The chart ranks the major asset classes by where the payoff actually sits — failure consequence times predictability. Treat it as an operator's starting map, not gospel: your shop's weak points may rank differently, and that's the point. The ROI is in matching the tool to the asset, not in coverage.

One more honest note on the vendor math. The headline ROI figures assume you're replacing a reactive, run-to-failure baseline. If your maintenance is already disciplined — planned outages, condition rounds, a crew that listens to the furnace — the marginal gain from a platform is real but far smaller than the deck claims. Buy PdM to harden your three highest-consequence assets, not to buy a number off a slide.

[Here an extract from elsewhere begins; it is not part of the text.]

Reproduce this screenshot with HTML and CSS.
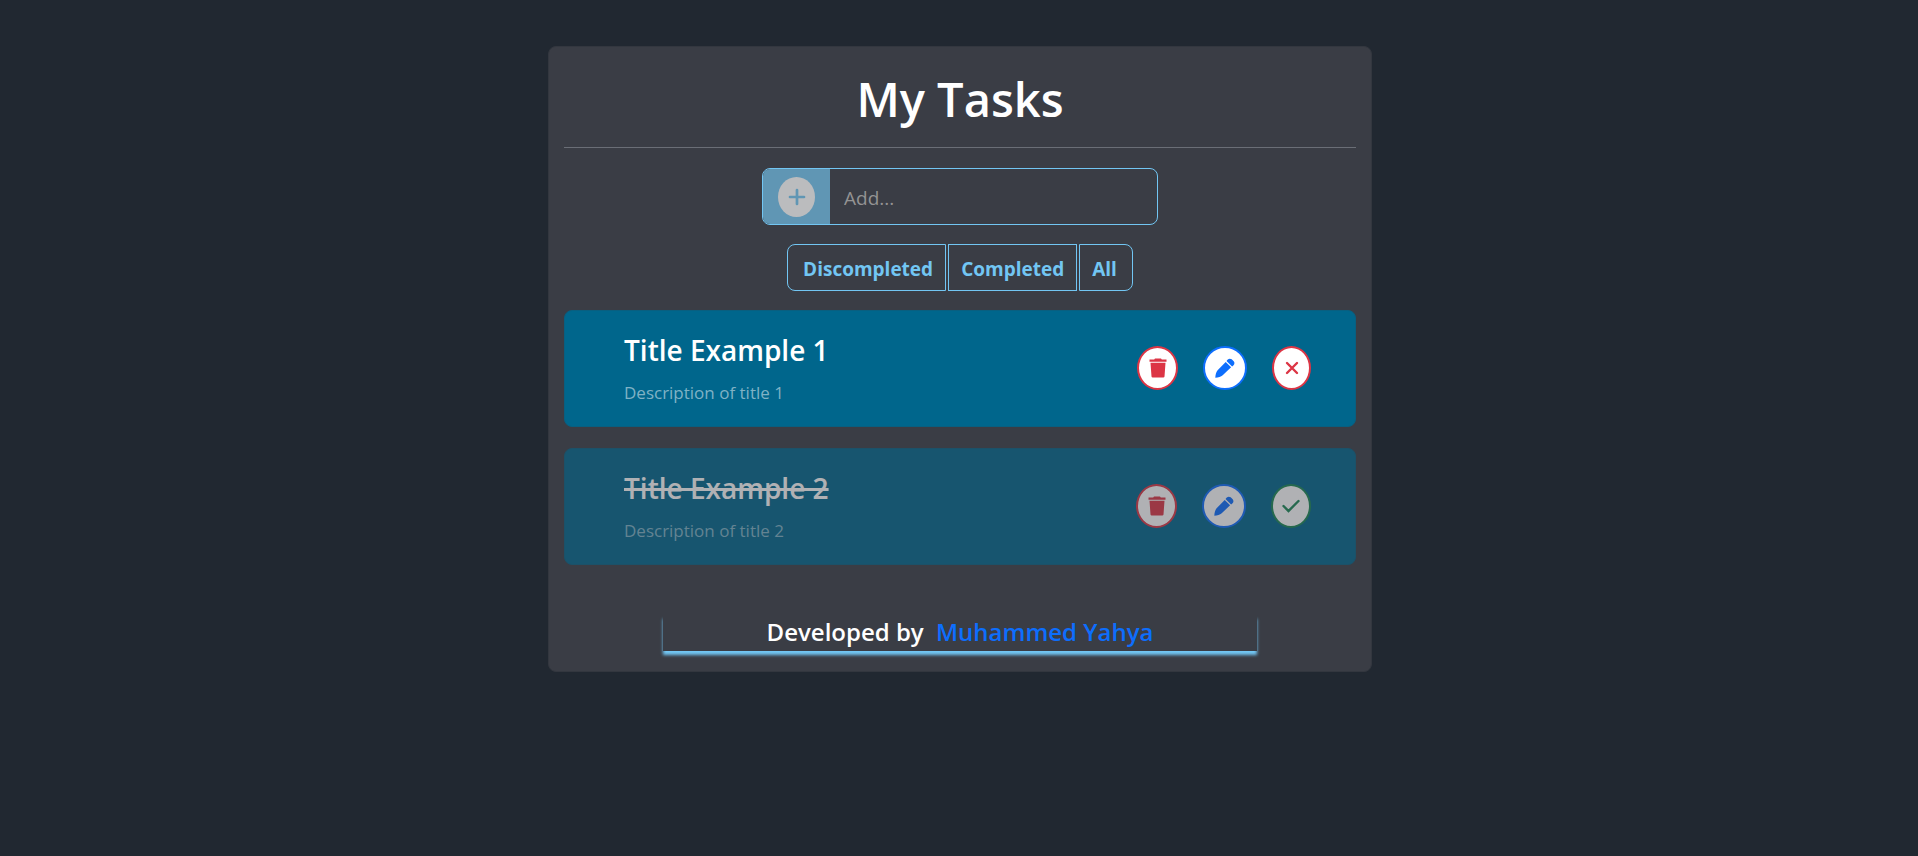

Operator's Notebook — 12-question PdM data-readiness check

PdM fails on data foundations more often than on algorithms. Answer yes/no from what your plant actually has today. (This is the seed for our subscriber Dashboard Audit — the broader version covers cost and process too.)

Sensing & signal

  1. Is the furnace transformer instrumented for thermal + DGA + connection integrity, with the data logged, not just alarmed?

  2. Are reformer-tube temperatures mapped and trended over time (DRI shops)?

  3. Is there vibration monitoring on critical rotating equipment?

  4. Do electrode-arm hydraulics log pressure/response per heat?

Data plumbing

  1. Is there a data historian, and is your sample rate fast enough to catch the failure modes that matter?

  2. Are assets identified consistently enough to join sensor data to maintenance history?

  3. Do failures get coded with a cause, not just "fixed"?

  4. Is at least a year of history retained — enough to train anything?

Action loop

  1. Do predictive alerts create a CMMS work order, or just an email someone ignores?

  2. Is there a named owner who acts on PdM flags each shift?

  3. Are outages scheduled against the prediction, or against the calendar?

  4. Can you point to one failure PdM actually caught — or is it still a slide?

Scoring: 10-12 yes — ready to scale. 6-9 — fix the plumbing before buying more sensors. 0-5 — start with the transformer and a historian, nothing else.